World snooker champion Ronnie O’Sullivan claims to have “pushed his luck” by taking drugs during his career, to the point where he was desperate for tournaments to be over in order to avoid being tested.
He lost his 1998 Irish Masters crown after testing positive for cannabis and suffered numerous problems as he looked for stability on and off the table.
With both parents jailed for different offences, O’Sullivan’s private life was rarely not mentioned, and he had spells in the Priory clinic to treat his addictions.
Stability has followed in later life and his win at Sheffield in May made him the first back-to-back winner of the tournament in 17 years.
But in his new autobiography, Running, serialised in the Sun, the 37-year-old has spoken of how different things used to be.
“When I was having my weekly benders and my private life was in bits, I had a brilliant year professionally,” he said.
“I remember getting to every World Championship and thinking, ‘I can’t wait til this tournament is over ‘cos then there’s no more drug tests, I can go out and smash it’.
“I’d got caught once in my career, but that’s all. I’d get tested between events, and I was trying to judge it perfectly so there’d be no drugs left in my system, but I was pushing my luck.

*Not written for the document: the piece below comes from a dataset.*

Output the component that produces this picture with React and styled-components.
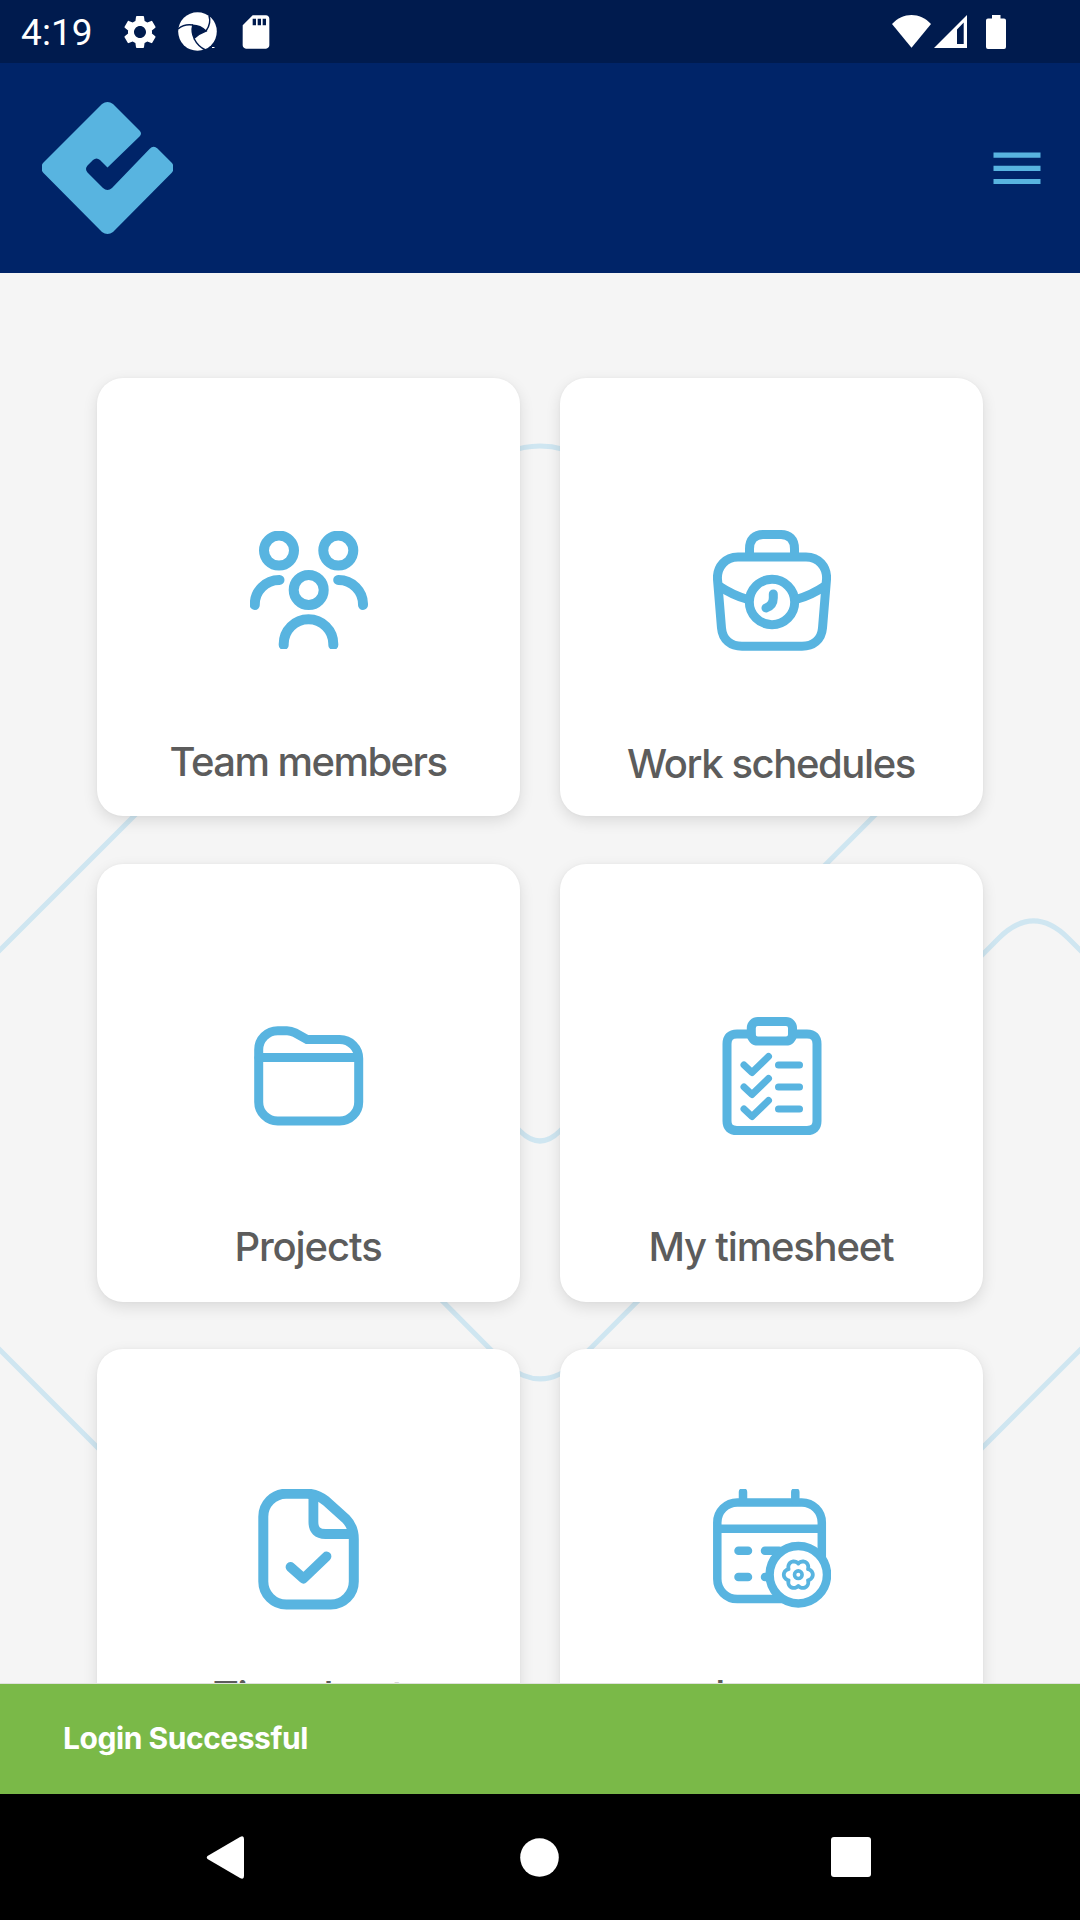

“My mum said to me, ‘You are going to get caught soon. You can’t carry on like this’.”
O’Sullivan remains snooker’s leading name and the biggest draw for the fans, despite his constant run-ins with authority and numerous threats to quit.
He claims, though, that the sport often got in his way of seeking a good time.
“I loved a joint. The only problem with a joint is that one spliff follows another, and another,” he added of his cannabis use.
“(I would have) any old drink, it didn’t matter. Throw in a few spliffs. Then at 7am the sun would come up and I’d think ‘Oh, Jesus, I’ve done it again’. The birds would be tweeting and I’d think ‘I’m bang in trouble’.
“At my worst I had to have a joint first thing in the morning just to function. But loads of time snooker got in the way of my benders, rather than the other way round.”
O’Sullivan is currently building up towards the end-of-year UK Championships in York. He is gradually making a return to the main tour, having taken a year off between his 2012 and 2013 world titles.
He returned at Sheffield having played one game in 12 months, saying he was back in order to earn enough money to pay his children’s school fees.
There was no comment from World Snooker on Sunday morning.